GIVEN EXERCISE —
Check every line for the word "React" and give the number of lines where it occurs, nothing else.

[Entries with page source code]
"""

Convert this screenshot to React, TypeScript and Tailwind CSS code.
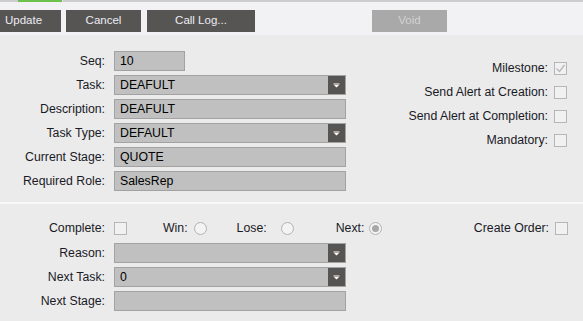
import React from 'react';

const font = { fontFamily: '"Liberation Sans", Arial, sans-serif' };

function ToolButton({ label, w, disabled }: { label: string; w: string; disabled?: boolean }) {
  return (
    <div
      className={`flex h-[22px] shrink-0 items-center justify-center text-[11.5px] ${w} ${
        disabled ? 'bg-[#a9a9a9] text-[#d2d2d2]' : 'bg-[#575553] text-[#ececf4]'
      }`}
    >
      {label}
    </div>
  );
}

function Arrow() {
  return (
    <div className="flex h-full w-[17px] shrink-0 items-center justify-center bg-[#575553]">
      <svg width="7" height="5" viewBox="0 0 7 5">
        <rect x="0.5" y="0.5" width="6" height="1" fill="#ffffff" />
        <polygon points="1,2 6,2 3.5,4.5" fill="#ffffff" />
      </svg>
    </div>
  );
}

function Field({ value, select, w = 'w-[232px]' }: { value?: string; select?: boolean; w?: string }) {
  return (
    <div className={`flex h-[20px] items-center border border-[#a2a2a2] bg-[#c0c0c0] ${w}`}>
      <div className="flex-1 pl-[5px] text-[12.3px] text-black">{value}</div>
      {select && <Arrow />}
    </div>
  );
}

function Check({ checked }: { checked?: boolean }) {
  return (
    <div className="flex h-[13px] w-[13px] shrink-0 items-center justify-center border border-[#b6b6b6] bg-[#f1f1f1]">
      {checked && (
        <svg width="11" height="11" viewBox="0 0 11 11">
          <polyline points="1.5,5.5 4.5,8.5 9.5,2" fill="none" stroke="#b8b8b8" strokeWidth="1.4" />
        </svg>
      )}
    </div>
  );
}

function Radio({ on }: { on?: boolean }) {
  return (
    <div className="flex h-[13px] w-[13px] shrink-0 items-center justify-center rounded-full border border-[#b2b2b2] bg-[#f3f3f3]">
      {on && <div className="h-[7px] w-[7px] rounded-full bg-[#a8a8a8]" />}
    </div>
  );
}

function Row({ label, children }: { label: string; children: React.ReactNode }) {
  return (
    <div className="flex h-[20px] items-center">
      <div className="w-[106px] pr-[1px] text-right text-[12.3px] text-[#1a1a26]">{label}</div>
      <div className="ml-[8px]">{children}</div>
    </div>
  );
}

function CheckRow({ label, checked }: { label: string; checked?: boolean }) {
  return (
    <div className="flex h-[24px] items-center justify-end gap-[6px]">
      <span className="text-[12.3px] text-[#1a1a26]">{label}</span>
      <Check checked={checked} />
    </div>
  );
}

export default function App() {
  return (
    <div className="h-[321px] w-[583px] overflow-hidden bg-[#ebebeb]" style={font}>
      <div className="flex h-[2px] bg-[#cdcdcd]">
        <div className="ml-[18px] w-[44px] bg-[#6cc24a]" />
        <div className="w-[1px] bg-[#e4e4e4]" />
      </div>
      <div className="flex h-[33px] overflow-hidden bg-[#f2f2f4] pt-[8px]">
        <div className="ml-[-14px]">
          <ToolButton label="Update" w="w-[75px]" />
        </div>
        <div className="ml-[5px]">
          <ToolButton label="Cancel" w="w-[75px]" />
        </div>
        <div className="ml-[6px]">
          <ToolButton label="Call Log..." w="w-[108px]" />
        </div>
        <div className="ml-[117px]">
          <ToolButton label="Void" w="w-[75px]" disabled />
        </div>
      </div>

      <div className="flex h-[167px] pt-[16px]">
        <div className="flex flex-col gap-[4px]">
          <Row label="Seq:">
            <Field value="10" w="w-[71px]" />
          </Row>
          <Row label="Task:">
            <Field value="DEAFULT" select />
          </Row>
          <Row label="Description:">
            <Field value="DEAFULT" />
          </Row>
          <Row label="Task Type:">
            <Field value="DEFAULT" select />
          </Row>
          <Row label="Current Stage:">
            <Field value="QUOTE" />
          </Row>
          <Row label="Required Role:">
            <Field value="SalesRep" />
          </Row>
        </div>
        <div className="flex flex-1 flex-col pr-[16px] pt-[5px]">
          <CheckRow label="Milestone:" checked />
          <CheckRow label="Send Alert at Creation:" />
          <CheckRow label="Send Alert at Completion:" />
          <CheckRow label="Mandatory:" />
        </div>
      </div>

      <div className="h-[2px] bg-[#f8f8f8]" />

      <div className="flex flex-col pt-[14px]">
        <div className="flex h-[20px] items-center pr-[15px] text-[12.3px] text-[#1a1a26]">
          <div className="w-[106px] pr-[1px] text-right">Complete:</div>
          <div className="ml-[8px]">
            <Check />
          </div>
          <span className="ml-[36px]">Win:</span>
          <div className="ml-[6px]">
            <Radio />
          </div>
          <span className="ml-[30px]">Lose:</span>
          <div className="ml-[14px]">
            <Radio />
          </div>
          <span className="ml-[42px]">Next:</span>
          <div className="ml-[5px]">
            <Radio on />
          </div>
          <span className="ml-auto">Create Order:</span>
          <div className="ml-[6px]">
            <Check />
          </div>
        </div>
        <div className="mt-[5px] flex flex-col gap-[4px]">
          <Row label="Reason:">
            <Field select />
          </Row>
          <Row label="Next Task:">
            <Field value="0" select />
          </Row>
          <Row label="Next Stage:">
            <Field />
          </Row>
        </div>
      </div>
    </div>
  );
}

"""
"""

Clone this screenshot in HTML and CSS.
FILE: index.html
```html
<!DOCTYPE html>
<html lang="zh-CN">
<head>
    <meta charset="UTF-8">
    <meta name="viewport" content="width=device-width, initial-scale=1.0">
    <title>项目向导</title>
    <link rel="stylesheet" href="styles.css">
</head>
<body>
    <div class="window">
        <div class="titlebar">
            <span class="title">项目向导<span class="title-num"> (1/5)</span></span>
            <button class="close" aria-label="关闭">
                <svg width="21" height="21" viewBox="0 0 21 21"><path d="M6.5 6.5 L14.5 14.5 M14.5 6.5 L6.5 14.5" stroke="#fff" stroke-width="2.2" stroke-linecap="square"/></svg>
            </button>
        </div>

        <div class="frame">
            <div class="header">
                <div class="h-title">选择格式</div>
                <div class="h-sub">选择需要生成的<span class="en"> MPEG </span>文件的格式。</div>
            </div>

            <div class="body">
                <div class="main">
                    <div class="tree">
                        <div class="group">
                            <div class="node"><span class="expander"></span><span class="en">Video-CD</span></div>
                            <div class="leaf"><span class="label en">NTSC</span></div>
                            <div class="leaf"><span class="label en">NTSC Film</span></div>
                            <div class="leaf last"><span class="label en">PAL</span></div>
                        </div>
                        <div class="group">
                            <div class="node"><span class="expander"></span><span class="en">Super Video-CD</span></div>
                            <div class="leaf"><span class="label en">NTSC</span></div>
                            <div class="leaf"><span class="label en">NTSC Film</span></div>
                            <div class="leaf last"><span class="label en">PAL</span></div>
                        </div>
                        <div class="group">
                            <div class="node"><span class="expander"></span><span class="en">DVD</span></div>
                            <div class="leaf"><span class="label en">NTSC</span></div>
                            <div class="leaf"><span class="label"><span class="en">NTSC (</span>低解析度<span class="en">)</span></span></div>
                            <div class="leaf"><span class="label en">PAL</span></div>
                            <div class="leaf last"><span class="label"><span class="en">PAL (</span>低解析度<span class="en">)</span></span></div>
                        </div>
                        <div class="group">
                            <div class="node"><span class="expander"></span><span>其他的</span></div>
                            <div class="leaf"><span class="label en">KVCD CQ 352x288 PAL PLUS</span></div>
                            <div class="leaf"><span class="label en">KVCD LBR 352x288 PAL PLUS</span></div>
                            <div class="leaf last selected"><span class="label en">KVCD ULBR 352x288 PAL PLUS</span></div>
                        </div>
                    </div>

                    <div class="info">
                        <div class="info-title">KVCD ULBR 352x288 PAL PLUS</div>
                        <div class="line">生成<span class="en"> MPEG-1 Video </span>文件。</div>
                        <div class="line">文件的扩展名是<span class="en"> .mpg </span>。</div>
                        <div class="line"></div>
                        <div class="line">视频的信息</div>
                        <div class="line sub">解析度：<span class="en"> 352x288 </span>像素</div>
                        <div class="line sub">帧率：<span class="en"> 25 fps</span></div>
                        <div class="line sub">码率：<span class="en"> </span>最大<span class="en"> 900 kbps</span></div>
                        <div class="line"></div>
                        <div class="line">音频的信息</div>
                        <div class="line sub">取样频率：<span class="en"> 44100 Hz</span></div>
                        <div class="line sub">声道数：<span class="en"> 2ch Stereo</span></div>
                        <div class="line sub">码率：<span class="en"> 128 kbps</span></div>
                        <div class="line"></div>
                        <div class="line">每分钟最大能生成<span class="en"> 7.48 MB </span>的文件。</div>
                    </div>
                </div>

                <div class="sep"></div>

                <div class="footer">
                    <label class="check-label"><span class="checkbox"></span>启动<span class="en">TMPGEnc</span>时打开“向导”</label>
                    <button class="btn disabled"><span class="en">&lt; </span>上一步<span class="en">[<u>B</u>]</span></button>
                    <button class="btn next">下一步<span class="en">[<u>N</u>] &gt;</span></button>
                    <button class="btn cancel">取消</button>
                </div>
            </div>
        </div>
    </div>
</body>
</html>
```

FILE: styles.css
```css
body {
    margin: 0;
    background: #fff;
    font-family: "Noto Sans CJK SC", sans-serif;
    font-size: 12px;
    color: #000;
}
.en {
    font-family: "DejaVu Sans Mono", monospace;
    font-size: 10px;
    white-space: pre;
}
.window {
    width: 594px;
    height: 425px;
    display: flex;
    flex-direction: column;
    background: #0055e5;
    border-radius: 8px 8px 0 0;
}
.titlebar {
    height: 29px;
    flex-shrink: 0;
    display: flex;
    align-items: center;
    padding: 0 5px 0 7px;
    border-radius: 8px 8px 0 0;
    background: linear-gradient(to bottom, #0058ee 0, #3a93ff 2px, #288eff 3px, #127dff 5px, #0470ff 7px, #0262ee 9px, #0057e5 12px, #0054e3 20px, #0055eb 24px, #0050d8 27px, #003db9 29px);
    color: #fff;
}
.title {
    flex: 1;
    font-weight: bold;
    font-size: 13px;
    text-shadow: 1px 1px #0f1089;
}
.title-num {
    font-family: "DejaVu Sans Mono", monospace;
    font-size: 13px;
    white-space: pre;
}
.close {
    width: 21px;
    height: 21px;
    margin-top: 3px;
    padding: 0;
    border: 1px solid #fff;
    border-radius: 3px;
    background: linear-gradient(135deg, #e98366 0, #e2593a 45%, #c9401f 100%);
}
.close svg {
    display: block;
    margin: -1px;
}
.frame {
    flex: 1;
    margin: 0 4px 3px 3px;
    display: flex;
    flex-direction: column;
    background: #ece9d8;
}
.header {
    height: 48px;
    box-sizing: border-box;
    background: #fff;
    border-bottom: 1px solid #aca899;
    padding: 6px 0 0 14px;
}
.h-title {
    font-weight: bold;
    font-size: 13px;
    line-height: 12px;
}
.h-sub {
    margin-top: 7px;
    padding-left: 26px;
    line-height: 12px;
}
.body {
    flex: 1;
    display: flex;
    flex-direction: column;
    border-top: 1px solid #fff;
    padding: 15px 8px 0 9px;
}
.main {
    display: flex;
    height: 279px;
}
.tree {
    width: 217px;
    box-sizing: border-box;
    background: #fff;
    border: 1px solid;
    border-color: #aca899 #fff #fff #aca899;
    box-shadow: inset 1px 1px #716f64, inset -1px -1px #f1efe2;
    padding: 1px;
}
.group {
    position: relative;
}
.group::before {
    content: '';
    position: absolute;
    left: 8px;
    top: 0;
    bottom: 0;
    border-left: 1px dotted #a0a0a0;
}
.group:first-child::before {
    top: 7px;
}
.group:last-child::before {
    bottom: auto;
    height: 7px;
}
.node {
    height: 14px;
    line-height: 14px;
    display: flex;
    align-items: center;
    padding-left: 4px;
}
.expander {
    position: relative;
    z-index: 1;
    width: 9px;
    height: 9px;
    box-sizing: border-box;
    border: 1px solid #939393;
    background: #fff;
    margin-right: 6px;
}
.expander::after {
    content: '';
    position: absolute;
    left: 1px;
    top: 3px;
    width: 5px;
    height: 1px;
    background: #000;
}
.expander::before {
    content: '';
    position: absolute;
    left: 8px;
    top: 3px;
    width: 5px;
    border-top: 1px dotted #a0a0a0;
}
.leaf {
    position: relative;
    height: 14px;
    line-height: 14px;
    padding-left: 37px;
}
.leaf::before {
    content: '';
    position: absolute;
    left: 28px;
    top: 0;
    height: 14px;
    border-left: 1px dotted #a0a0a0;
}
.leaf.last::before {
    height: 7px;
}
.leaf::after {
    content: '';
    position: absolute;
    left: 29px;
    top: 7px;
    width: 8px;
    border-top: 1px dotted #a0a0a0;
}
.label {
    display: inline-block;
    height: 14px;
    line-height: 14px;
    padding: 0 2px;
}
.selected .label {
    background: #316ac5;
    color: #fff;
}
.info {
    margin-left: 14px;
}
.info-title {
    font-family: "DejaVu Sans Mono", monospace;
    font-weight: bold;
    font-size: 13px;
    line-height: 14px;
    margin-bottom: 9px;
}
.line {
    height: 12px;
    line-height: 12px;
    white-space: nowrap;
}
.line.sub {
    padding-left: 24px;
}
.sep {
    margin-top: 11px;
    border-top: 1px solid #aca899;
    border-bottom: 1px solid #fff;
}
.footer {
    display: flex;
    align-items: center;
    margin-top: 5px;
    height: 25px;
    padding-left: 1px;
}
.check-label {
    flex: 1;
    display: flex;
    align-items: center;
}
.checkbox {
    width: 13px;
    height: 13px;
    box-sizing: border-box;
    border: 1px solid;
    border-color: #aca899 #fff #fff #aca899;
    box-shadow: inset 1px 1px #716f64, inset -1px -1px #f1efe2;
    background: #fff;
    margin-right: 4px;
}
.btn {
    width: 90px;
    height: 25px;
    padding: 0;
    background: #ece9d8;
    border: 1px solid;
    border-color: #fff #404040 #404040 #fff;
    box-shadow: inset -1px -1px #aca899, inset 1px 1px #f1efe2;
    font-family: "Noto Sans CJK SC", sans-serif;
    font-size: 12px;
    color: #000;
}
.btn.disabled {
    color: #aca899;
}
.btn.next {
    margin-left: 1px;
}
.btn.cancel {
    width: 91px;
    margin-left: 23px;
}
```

"""
"""

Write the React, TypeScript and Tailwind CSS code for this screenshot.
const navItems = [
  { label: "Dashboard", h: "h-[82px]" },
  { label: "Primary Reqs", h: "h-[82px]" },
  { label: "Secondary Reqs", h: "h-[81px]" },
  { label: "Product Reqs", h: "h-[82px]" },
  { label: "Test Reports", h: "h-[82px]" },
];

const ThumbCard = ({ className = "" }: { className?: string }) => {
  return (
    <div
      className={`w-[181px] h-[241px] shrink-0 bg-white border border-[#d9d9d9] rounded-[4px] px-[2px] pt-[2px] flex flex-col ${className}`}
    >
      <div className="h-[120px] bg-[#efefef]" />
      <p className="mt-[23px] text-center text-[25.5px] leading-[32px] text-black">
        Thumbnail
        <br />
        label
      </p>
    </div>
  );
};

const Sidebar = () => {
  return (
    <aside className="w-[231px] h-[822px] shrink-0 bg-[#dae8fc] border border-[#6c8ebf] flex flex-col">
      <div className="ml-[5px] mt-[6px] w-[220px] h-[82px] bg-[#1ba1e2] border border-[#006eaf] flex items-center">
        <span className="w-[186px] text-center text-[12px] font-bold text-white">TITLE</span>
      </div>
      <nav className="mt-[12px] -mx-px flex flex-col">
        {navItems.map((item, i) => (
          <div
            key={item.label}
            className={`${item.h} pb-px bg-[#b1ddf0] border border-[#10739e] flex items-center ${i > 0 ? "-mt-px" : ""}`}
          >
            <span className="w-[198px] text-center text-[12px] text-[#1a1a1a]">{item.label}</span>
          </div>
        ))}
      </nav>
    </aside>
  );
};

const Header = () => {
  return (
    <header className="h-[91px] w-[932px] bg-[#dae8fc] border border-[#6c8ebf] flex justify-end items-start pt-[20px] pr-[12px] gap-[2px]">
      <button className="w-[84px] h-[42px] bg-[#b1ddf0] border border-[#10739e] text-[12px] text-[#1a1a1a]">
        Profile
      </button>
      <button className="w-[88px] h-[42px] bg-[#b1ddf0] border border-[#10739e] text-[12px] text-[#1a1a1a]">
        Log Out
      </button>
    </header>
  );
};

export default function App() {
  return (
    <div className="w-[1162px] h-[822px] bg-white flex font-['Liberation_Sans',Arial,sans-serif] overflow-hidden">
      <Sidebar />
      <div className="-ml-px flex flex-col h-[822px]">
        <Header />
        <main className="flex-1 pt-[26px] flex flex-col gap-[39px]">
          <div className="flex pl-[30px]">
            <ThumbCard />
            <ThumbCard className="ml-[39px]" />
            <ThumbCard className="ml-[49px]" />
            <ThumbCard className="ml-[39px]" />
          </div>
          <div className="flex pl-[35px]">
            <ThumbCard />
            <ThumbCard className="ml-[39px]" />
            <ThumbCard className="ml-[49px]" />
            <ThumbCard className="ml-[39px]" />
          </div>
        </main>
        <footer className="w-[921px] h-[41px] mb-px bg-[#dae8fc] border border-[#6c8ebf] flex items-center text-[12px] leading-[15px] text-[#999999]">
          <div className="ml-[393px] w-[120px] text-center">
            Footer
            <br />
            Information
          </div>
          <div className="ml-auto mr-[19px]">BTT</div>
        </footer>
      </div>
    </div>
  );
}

"""

REPLY —
4